This case is of interest to local government prosecutors because it:

  1. considers the type of evidence that should be lead in order to prove the elements of an environmental offence (and serves as a gentle reminder about appropriate evidence gathering);
  2. reviews factors the Court considers when imposing a penalty; and
  3. clarifies when it is appropriate to award costs above the scale.

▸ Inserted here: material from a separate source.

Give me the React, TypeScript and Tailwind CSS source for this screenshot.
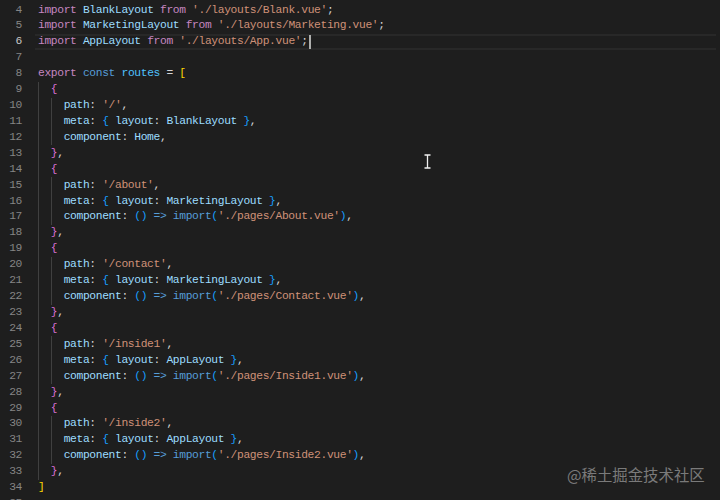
import React from "react";

type Tok = [string, string];
interface Line {
  n: number;
  guides: number;
  toks: Tok[];
  active?: boolean;
}

// token colours (Dark+ with bracket pair colouring)
const K = "text-[#c586c0]";
const V = "text-[#9cdcfe]";
const S = "text-[#ce9178]";
const B = "text-[#569cd6]";
const C = "text-[#4fc1ff]";
const P = "text-[#d4d4d4]";
const Y = "text-[#ffd700]";
const O = "text-[#da70d6]";
const L = "text-[#179fff]";

const imp = (name: string, file: string): Tok[] => [
  [K, "import"],
  [P, " "],
  [V, name],
  [P, " "],
  [K, "from"],
  [P, " "],
  [S, `'${file}'`],
  [P, ";"],
];

const open: Tok[] = [[O, "{"]];
const close: Tok[] = [
  [O, "}"],
  [P, ","],
];
const path = (p: string): Tok[] => [
  [V, "path"],
  [P, ": "],
  [S, `'${p}'`],
  [P, ","],
];
const meta = (layout: string): Tok[] => [
  [V, "meta"],
  [P, ": "],
  [L, "{"],
  [P, " "],
  [V, "layout"],
  [P, ": "],
  [V, layout],
  [P, " "],
  [L, "}"],
  [P, ","],
];
const lazy = (file: string): Tok[] => [
  [V, "component"],
  [P, ": "],
  [L, "()"],
  [P, " "],
  [B, "=>"],
  [P, " "],
  [B, "import"],
  [L, "("],
  [S, `'./pages/${file}'`],
  [L, ")"],
  [P, ","],
];

const route = (start: number, p: string, layout: string, comp: Tok[]): Line[] => [
  { n: start, guides: 1, toks: open },
  { n: start + 1, guides: 2, toks: path(p) },
  { n: start + 2, guides: 2, toks: meta(layout) },
  { n: start + 3, guides: 2, toks: comp },
  { n: start + 4, guides: 1, toks: close },
];

const lines: Line[] = [
  { n: 4, guides: 0, toks: imp("BlankLayout", "./layouts/Blank.vue") },
  { n: 5, guides: 0, toks: imp("MarketingLayout", "./layouts/Marketing.vue") },
  { n: 6, guides: 0, toks: imp("AppLayout", "./layouts/App.vue"), active: true },
  { n: 7, guides: 0, toks: [] },
  {
    n: 8,
    guides: 0,
    toks: [
      [K, "export"],
      [P, " "],
      [B, "const"],
      [P, " "],
      [C, "routes"],
      [P, " = "],
      [Y, "["],
    ],
  },
  ...route(9, "/", "BlankLayout", [
    [V, "component"],
    [P, ": "],
    [V, "Home"],
    [P, ","],
  ]),
  ...route(14, "/about", "MarketingLayout", lazy("About.vue")),
  ...route(19, "/contact", "MarketingLayout", lazy("Contact.vue")),
  ...route(24, "/inside1", "AppLayout", lazy("Inside1.vue")),
  ...route(29, "/inside2", "AppLayout", lazy("Inside2.vue")),
  { n: 34, guides: 0, toks: [[Y, "]"]] },
  { n: 35, guides: 0, toks: [] },
];

function CodeLine({ line }: { line: Line }) {
  return (
    <div className="flex h-[15.93px] items-center">
      <div
        className={
          "w-[22px] shrink-0 text-right " +
          (line.active ? "text-[#c6c6c6]" : "text-[#858585]")
        }
      >
        {line.n}
      </div>
      <div
        className={
          "ml-[13px] flex h-full flex-1 items-center pl-[3px] " +
          (line.active ? "mr-[4px] border-y-2 border-[#282828]" : "")
        }
      >
        {Array.from({ length: line.guides }).map((_, i) => (
          <span key={i} className="inline-block h-full w-[12.84px] shrink-0 border-l border-[#404040]" />
        ))}
        <span className="whitespace-pre">
          {line.toks.map(([cls, text], i) => (
            <span key={i} className={cls}>
              {text}
            </span>
          ))}
        </span>
        {line.active && <span className="ml-[1px] inline-block h-[14px] w-[2px] bg-[#aeafad]" />}
      </div>
    </div>
  );
}

export default function App() {
  return (
    <div className="relative h-[500px] w-[720px] overflow-hidden bg-[#1e1e1e] font-['Liberation_Mono',monospace] text-[11.3px] tracking-[-0.36px]">
      <div className="flex flex-col pt-[2px]">
        {lines.map((line) => (
          <CodeLine key={line.n} line={line} />
        ))}
      </div>

      {/* mouse I-beam */}
      <svg className="absolute left-[423px] top-[154px]" width="9" height="15" viewBox="0 0 9 15">
        <path d="M1 1h7M1 14h7M4.5 1v13" stroke="#1e1e1e" strokeWidth="3" fill="none" />
        <path d="M1.5 1h6M1.5 14h6M4.5 1v13" stroke="#f0f0f0" strokeWidth="1.3" fill="none" />
      </svg>

      {/* watermark */}
      <div className="absolute left-[567px] top-[463px] font-['Noto_Sans_CJK_SC',sans-serif] text-[15.4px] tracking-normal text-[#7a7a7a]">
        @稀土掘金技术社区
      </div>
    </div>
  );
}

Of special interest in respect of the sentencing are the following:

  1. Both the Magistrate and the District Court considered too much emphasis was placed on the circumstances of the "extreme rainfall event";
  2. The issuing of an infringement notice will not constrain the Magistrate's exercise of discretion in respect of determining an appropriate penalty;
  3. 10% of the maximum penalty was not manifestly excessive and was not disproportionate to the capacity of the appellant to meet it; and
  4. On the basis that the relevant offence implies potential environmental harm, deterrence may be an appropriate consideration and does not need to relate to proven environmental harm.

BACKGROUND/FACTS

Palmgrove was engaged by the registered owner of land to carry out works on the land (the site) which were authorised by a valid development approval. The nature of the works required Palmgrove to implement appropriate sediment and erosion controls. The Development Approval contained the following condition:

"29. No release, or flow is permitted from the site, throughout the earthworks and construction period, to any waterway, or stormwater drain or drainage line leading to a waterway or area of native vegetation, unless the level of Total Suspended Solids does not exceed a concentration of 50 milligrams per litre (refer to Advisory Notes)."

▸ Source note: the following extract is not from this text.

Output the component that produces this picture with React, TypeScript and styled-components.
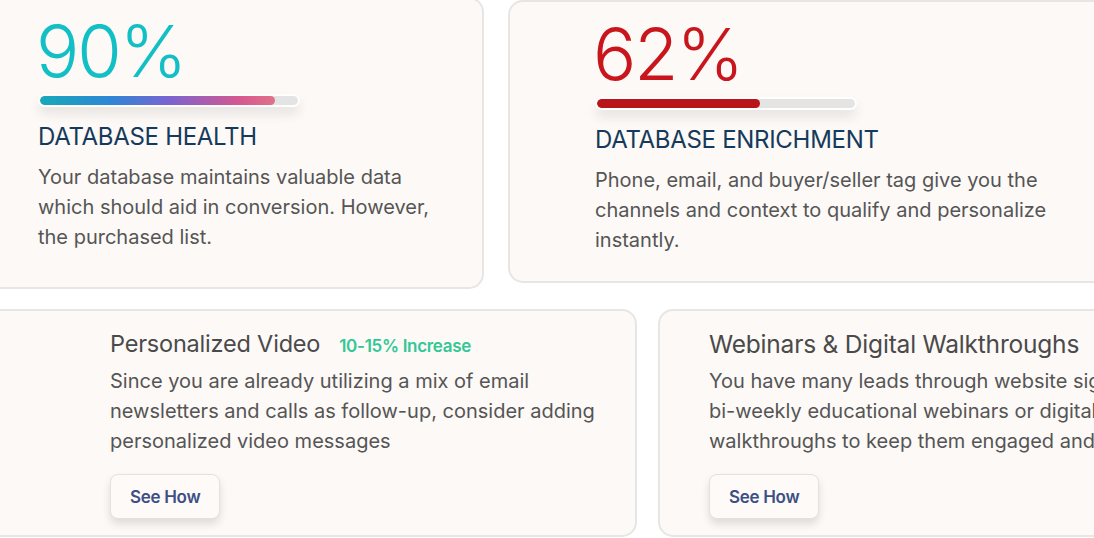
import React from 'react'
import styled, { createGlobalStyle } from 'styled-components'

const GlobalStyle = createGlobalStyle`
  html, body {
    margin: 0;
    padding: 0;
    background: #ffffff;
    overflow: hidden;
  }
  body {
    font-family: Inter, "Open Sans", sans-serif;
    -webkit-font-smoothing: antialiased;
  }
`

const Page = styled.div`
  width: 1094px;
  height: 538px;
  overflow: hidden;
  display: flex;
  flex-direction: column;
  gap: 20px;
`

const Row = styled.div<{ $offset: number; $gap: number; $top?: number }>`
  display: flex;
  align-items: flex-start;
  gap: ${p => p.$gap}px;
  margin-left: ${p => p.$offset}px;
  margin-top: ${p => p.$top ?? 0}px;
`

const Card = styled.div<{ $w: number; $h: number; $pl: number; $pt: number; $mt?: number }>`
  flex: none;
  box-sizing: border-box;
  width: ${p => p.$w}px;
  height: ${p => p.$h}px;
  margin-top: ${p => p.$mt ?? 0}px;
  padding: ${p => p.$pt}px 24px 0 ${p => p.$pl}px;
  background: #fcf9f7;
  border: 2px solid #e8e6e4;
  border-radius: 15px;
  display: flex;
  flex-direction: column;
  align-items: flex-start;
`

const Percent = styled.div<{ $color: string }>`
  font-size: 72px;
  line-height: 74px;
  font-weight: 300;
  letter-spacing: -2px;
  color: ${p => p.$color};
  margin-left: -2px;
`

const Track = styled.div`
  box-sizing: border-box;
  width: 262px;
  height: 13px;
  margin-top: 6px;
  border: 2px solid #ffffff;
  border-radius: 7px;
  background: #e4e4e4;
  box-shadow: 0 7px 12px rgba(0, 0, 0, 0.09);
  overflow: hidden;
`

const Fill = styled.div<{ $bg: string }>`
  height: 100%;
  border-radius: 5px;
  background: ${p => p.$bg};
`

const StatTitle = styled.div`
  margin-top: 15px;
  font-size: 24px;
  line-height: 30px;
  font-weight: 400;
  letter-spacing: -0.3px;
  color: #163a5b;
`

const Body = styled.p<{ $w: number }>`
  margin: 10px 0 0;
  width: ${p => p.$w}px;
  font-size: 20px;
  line-height: 30px;
  font-weight: 400;
  letter-spacing: 0;
  color: #555555;
`

const Head = styled.div`
  display: flex;
  align-items: baseline;
  gap: 19px;
`

const IdeaTitle = styled.div<{ $size: number }>`
  font-size: ${p => p.$size}px;
  line-height: 32px;
  font-weight: 400;
  letter-spacing: -0.2px;
  color: #4a4a4a;
  white-space: nowrap;
`

const Badge = styled.span`
  font-size: 17px;
  font-weight: 600;
  letter-spacing: -0.3px;
  color: #33c795;
`

const IdeaBody = styled(Body)`
  margin-top: 6px;
  white-space: nowrap;
`

const Button = styled.button`
  margin-top: 18px;
  box-sizing: border-box;
  height: 45px;
  padding: 0 19px;
  background: #fdfaf8;
  border: 1px solid #e4e1de;
  border-radius: 8px;
  box-shadow: 0 5px 8px rgba(0, 0, 0, 0.12);
  font-family: Inter, sans-serif;
  font-size: 17px;
  font-weight: 600;
  letter-spacing: -0.3px;
  color: #3d5085;
`

const stats = [
  {
    value: 90,
    color: '#12bfc4',
    fill: 'linear-gradient(90deg, #17a9b8 0%, #2e86d6 30%, #7a64d0 55%, #d6588f 85%, #e0728a 100%)',
    title: 'DATABASE HEALTH',
    body: 'Your database maintains valuable data which should aid in conversion. However, the purchased list.',
    w: 533, h: 292, pt: 15, mt: 0, bodyW: 410,
  },
  {
    value: 62,
    color: '#c8161c',
    fill: '#b91419',
    title: 'DATABASE ENRICHMENT',
    body: 'Phone, email, and buyer/seller tag give you the channels and context to qualify and personalize instantly.',
    w: 640, h: 283, pt: 15, mt: 3, bodyW: 470,
  },
]

export default function App() {
  return (
    <>
      <GlobalStyle />
      <Page>
        <Row $offset={-49} $gap={24} $top={-3}>
          {stats.map(s => (
            <Card key={s.title} $w={s.w} $h={s.h} $pl={85} $pt={s.pt} $mt={s.mt}>
              <Percent $color={s.color}>{s.value}%</Percent>
              <Track>
                <Fill $bg={s.fill} style={{ width: `${s.value + 1}%` }} />
              </Track>
              <StatTitle>{s.title}</StatTitle>
              <Body $w={s.bodyW}>{s.body}</Body>
            </Card>
          ))}
        </Row>
        <Row $offset={-60} $gap={21}>
          <Card $w={697} $h={228} $pl={168} $pt={17}>
            <Head>
              <IdeaTitle $size={23.5}>Personalized Video</IdeaTitle>
              <Badge>10-15% Increase</Badge>
            </Head>
            <IdeaBody $w={500}>
              Since you are already utilizing a mix of email
              <br />
              newsletters and calls as follow-up, consider adding
              <br />
              personalized video messages
            </IdeaBody>
            <Button>See How</Button>
          </Card>
          <Card $w={520} $h={228} $pl={49} $pt={17}>
            <IdeaTitle $size={24.5}>Webinars &amp; Digital Walkthroughs</IdeaTitle>
            <IdeaBody $w={500}>
              You have many leads through website sign-ups, host
              <br />
              bi-weekly educational webinars or digital product
              <br />
              walkthroughs to keep them engaged and informed
            </IdeaBody>
            <Button>See How</Button>
          </Card>
        </Row>
      </Page>
    </>
  )
}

Importantly, Palmgrove was contractually bound to comply with all legislative requirements including the conditions of the development approval. By the terms of the contract Palmgrove was entirely responsible for the implementation, monitoring and maintenance of erosion and sediment control measures on the site and was liable for any breaches of legislative requirements and conditions of approval.

On the site there were two sediment basins. Sediment basin number 2 and its associated pipe network, had capacity for a 48mm rainfall event. Notably, at the time of the incident, two white PVC pipes which were connected with sediment basin 2 and drained to a channel outside of the site were open.

On August 10 2010, there was a significant rainfall event of about 90mm in 24 hours. As a result of the PVC pipes being open, large amounts of sediment laden water escaped from the site and ultimately flowed into a wetland.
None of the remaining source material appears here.